TO DO: Report how many lines in the records hold the string "that"; give the number and nothing else.

THE INPUT:
........

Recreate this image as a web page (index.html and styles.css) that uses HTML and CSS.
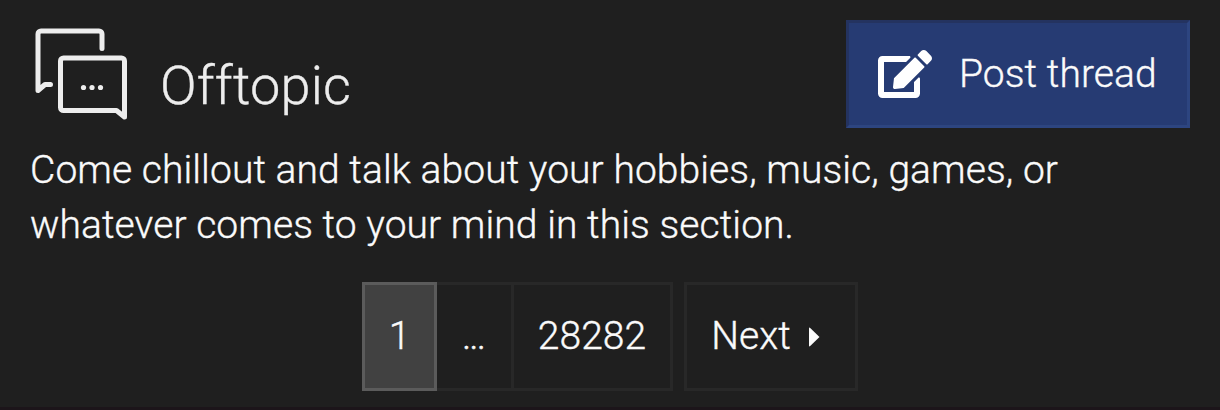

........

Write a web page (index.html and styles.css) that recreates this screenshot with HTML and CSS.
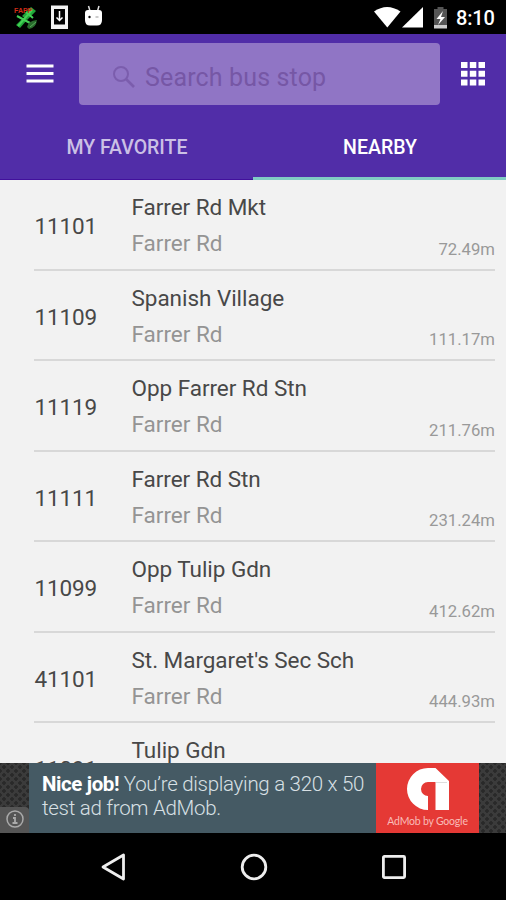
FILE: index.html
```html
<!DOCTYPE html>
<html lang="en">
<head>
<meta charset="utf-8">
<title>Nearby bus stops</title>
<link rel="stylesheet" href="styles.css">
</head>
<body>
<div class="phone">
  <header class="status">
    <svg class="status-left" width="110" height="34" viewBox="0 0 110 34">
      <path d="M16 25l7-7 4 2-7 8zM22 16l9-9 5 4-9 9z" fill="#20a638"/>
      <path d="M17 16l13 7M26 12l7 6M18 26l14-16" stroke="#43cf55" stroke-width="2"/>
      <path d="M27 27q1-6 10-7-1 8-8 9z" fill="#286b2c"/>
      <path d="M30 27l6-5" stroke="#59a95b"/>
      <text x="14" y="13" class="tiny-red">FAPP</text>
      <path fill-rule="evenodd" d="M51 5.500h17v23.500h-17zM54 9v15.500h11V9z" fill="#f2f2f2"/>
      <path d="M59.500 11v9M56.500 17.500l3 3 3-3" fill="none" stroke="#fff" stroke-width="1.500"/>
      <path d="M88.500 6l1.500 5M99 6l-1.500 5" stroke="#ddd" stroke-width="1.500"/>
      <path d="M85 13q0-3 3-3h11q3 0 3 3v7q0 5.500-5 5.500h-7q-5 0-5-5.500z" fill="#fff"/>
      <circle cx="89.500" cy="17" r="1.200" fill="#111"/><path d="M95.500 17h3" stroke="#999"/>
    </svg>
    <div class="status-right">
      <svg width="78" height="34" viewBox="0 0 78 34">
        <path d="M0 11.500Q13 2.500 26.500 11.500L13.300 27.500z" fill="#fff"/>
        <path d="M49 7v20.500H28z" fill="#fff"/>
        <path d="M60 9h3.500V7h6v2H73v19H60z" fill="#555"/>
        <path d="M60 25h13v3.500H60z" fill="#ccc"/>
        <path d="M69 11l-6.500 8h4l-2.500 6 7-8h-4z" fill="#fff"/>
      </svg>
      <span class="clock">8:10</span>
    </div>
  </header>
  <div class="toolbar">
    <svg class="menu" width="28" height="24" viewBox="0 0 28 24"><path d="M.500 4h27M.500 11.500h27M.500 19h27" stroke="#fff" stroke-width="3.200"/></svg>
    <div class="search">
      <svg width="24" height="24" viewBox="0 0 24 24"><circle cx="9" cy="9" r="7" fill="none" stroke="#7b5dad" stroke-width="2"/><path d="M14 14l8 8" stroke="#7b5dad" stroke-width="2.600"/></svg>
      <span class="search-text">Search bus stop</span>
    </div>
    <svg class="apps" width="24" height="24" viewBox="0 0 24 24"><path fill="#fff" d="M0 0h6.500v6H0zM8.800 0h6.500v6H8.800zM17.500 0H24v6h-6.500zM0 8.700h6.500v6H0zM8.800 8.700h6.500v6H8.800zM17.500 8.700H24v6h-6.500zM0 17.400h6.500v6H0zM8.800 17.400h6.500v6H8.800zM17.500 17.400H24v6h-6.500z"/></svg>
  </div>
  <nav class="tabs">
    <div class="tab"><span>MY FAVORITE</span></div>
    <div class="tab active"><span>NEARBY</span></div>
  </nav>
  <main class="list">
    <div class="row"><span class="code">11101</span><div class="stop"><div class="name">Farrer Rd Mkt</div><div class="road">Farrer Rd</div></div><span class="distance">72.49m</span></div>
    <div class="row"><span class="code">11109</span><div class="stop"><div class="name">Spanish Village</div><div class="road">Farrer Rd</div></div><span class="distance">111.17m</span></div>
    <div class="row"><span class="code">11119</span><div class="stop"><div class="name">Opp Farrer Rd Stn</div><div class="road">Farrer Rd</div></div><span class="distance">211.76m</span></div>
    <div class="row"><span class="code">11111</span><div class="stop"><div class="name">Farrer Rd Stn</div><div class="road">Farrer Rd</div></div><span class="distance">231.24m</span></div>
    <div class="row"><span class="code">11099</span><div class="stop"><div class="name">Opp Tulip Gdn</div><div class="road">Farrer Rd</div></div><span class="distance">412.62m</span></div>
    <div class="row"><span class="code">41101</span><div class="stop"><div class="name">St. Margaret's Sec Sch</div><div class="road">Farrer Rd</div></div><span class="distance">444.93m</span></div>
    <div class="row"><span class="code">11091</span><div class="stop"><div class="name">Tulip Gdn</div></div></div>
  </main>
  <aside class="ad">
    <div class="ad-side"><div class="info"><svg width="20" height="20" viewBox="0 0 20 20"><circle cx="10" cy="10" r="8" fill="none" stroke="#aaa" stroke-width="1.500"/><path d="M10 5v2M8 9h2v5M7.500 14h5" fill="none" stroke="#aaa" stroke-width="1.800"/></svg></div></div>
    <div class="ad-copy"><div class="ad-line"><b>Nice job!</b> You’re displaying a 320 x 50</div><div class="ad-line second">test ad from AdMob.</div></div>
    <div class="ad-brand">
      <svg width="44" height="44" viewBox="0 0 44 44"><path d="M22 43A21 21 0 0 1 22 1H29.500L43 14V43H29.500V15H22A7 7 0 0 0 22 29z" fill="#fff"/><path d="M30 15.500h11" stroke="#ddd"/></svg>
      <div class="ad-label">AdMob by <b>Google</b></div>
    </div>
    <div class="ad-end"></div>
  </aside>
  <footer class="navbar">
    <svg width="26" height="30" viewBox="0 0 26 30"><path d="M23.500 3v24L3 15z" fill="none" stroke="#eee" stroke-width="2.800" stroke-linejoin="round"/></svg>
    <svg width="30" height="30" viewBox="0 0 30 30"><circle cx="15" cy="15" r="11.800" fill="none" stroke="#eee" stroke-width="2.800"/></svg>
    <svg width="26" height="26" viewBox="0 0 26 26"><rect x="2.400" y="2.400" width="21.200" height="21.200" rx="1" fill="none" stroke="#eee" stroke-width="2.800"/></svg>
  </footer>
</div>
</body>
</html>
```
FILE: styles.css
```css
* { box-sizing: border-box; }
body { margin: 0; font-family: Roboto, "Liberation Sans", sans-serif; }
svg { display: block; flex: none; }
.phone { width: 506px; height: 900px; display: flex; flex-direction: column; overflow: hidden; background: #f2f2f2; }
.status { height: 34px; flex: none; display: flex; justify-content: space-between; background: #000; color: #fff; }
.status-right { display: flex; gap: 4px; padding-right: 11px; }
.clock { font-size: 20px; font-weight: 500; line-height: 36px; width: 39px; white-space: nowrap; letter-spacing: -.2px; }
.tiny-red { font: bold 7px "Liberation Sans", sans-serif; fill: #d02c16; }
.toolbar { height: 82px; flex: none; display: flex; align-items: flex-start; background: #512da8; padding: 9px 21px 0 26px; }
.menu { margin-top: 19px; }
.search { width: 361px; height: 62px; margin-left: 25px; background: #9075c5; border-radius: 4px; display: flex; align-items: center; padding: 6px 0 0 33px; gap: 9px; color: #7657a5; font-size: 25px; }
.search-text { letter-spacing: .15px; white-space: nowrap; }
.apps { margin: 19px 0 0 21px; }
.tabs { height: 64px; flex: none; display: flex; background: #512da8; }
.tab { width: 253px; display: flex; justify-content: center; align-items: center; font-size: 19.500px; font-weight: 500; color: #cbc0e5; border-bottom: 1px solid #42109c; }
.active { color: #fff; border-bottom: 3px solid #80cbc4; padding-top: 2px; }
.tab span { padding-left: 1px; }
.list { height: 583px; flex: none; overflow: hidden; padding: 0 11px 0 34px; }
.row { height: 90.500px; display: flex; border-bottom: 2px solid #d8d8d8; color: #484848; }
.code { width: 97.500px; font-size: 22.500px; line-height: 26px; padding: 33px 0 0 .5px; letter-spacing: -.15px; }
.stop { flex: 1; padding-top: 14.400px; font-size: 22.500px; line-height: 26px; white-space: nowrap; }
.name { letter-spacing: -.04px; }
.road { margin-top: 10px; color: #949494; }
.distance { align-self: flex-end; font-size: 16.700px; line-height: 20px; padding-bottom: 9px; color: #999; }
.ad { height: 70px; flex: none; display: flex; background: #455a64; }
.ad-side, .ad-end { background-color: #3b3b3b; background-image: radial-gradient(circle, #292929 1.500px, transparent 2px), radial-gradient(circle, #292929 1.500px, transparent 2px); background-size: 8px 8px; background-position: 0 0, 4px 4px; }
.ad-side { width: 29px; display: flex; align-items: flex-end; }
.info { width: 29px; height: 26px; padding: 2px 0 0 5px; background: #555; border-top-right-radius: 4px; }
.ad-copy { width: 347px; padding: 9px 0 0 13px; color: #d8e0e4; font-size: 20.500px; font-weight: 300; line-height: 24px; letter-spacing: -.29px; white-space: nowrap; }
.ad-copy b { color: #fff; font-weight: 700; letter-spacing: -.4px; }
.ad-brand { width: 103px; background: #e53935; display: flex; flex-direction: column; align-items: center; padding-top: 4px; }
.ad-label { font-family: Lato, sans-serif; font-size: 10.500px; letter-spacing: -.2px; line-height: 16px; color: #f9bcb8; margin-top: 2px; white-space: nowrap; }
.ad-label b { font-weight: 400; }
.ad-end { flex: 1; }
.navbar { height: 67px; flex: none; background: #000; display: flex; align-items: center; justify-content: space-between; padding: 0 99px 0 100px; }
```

........

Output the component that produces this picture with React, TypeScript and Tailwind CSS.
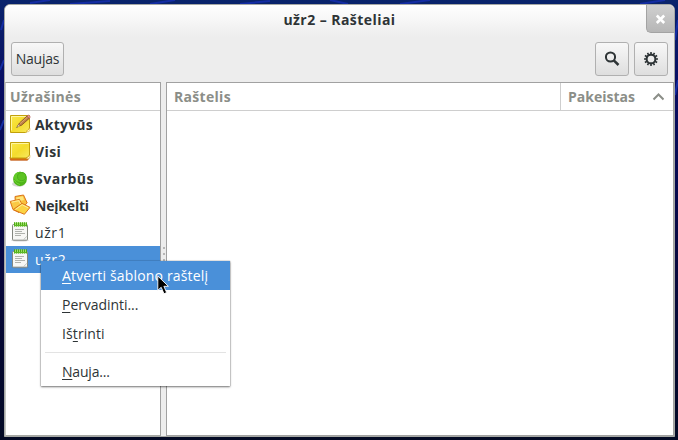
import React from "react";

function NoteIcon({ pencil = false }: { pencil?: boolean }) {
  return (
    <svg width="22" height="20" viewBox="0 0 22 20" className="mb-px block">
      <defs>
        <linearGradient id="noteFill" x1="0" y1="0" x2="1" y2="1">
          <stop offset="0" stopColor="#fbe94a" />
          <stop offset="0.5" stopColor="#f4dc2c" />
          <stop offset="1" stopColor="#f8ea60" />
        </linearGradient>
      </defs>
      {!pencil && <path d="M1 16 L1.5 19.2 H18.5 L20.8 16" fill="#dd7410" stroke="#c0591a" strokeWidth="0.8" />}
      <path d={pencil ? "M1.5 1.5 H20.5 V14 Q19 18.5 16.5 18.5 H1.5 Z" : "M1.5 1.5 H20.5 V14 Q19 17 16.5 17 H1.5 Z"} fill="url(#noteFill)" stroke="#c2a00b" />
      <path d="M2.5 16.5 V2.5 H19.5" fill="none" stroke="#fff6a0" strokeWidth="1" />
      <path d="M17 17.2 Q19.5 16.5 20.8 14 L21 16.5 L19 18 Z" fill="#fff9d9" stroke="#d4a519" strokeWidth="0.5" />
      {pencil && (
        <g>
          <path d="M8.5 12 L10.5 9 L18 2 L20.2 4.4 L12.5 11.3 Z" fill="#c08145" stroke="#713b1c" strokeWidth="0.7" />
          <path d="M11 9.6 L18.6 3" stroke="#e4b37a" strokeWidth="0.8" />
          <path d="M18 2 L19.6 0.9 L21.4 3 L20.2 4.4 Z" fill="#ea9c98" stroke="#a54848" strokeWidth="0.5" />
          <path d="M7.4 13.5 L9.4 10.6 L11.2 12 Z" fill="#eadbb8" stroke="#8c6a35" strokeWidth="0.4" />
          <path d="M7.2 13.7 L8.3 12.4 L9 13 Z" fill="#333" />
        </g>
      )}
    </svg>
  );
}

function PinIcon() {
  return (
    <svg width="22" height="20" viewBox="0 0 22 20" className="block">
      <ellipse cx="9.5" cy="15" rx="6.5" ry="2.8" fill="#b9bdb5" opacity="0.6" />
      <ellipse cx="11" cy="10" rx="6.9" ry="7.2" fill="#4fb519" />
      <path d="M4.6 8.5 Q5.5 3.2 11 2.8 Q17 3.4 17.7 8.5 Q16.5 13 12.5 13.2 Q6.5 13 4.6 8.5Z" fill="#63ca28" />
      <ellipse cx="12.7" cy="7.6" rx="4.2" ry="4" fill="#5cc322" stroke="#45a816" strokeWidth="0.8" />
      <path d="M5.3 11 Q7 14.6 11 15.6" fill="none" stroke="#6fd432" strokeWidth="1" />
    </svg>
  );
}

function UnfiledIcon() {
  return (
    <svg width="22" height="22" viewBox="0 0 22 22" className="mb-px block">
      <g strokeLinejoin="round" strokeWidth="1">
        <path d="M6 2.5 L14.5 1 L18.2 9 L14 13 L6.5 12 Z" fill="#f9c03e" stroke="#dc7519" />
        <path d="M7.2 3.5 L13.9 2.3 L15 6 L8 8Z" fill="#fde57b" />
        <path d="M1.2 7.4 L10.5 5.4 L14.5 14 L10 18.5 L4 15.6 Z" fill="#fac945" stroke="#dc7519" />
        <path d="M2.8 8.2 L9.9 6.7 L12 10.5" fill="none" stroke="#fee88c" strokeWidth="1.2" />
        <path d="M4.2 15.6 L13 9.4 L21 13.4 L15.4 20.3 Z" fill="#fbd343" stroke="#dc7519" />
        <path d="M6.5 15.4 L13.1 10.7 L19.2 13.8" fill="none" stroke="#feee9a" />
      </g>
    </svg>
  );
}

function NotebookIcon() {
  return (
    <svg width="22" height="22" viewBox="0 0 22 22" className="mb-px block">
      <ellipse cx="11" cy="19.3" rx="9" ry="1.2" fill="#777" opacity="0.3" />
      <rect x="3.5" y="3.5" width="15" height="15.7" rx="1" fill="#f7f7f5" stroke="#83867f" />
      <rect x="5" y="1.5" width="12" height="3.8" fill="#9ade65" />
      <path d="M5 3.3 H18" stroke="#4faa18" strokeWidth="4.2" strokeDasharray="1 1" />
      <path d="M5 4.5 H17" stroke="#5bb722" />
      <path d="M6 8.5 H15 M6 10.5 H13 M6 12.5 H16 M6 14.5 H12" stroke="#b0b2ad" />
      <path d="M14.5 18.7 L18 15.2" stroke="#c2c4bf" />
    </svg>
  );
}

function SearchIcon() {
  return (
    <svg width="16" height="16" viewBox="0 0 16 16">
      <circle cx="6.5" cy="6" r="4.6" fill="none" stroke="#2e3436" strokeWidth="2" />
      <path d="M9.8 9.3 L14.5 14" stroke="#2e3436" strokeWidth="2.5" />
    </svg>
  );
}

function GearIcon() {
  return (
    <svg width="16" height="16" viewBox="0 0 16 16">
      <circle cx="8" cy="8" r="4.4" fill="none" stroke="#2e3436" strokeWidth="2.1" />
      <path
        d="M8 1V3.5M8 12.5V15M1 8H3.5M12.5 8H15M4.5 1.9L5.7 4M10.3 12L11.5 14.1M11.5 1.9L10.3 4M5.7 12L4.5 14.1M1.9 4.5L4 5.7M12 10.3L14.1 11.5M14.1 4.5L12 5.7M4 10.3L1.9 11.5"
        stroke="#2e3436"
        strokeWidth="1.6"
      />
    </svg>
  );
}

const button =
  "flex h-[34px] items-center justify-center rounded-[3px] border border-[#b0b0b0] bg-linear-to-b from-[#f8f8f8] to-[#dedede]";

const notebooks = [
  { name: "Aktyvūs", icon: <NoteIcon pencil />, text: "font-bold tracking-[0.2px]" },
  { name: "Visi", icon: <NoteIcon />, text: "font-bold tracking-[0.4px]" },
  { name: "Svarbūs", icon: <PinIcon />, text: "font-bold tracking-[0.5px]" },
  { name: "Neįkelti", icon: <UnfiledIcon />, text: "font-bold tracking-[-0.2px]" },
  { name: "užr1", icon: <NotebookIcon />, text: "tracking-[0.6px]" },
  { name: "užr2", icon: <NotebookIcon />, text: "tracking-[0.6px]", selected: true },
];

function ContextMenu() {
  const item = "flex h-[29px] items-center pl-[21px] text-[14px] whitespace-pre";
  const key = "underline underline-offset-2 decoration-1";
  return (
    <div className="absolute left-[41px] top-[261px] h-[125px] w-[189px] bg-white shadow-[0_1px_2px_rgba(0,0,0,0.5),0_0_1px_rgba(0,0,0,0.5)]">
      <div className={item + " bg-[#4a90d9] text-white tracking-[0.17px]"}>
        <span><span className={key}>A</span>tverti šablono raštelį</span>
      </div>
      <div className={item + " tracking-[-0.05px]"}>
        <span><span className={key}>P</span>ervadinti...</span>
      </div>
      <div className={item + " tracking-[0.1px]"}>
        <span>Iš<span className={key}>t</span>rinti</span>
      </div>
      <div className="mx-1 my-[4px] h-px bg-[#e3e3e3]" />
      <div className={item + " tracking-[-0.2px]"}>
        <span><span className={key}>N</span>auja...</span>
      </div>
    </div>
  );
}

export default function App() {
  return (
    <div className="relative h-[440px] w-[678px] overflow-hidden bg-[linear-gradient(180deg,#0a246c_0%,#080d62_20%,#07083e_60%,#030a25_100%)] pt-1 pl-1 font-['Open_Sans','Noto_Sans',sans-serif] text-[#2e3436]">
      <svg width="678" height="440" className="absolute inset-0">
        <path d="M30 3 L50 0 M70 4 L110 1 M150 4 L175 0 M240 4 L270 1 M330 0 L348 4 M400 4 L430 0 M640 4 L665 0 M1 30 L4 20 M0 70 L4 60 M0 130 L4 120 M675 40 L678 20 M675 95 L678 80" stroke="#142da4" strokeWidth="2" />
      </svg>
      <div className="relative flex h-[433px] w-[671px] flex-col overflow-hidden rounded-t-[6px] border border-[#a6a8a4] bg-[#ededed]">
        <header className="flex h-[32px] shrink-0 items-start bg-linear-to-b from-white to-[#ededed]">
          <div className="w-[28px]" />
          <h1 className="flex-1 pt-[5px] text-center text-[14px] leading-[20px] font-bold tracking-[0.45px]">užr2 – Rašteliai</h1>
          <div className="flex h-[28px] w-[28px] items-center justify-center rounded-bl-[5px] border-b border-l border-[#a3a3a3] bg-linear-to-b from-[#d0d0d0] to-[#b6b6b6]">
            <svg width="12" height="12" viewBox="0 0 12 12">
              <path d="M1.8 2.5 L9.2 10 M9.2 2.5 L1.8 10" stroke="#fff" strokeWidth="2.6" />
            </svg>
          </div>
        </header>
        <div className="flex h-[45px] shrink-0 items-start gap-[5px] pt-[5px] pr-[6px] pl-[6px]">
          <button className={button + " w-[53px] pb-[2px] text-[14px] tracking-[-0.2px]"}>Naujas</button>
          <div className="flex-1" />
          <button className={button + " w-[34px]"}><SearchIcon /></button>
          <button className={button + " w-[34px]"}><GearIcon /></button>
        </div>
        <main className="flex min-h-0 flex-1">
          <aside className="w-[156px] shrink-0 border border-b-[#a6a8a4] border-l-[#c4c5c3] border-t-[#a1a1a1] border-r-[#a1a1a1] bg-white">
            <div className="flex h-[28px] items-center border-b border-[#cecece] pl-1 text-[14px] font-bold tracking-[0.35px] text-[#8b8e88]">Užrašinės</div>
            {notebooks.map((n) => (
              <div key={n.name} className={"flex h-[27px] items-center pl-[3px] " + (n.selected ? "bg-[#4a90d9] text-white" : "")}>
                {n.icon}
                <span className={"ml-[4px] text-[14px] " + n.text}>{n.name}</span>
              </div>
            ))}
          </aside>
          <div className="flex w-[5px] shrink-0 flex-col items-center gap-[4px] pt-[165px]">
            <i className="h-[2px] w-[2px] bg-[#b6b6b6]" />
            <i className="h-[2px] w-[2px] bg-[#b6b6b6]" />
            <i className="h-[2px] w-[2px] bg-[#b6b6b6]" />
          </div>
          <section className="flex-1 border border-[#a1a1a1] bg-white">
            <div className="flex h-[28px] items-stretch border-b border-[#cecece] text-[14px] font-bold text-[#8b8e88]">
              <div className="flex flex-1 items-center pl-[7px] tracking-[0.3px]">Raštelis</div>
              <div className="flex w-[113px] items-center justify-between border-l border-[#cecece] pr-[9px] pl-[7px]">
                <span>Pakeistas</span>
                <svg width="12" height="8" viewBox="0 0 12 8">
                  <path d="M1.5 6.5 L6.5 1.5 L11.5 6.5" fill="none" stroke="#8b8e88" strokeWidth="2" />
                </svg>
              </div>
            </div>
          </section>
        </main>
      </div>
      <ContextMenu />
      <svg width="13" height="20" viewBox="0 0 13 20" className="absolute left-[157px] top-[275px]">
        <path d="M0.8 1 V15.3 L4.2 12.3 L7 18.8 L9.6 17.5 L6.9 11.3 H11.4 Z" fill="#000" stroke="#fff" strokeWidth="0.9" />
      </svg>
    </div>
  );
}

........

EXERCISE RESPONSE: 3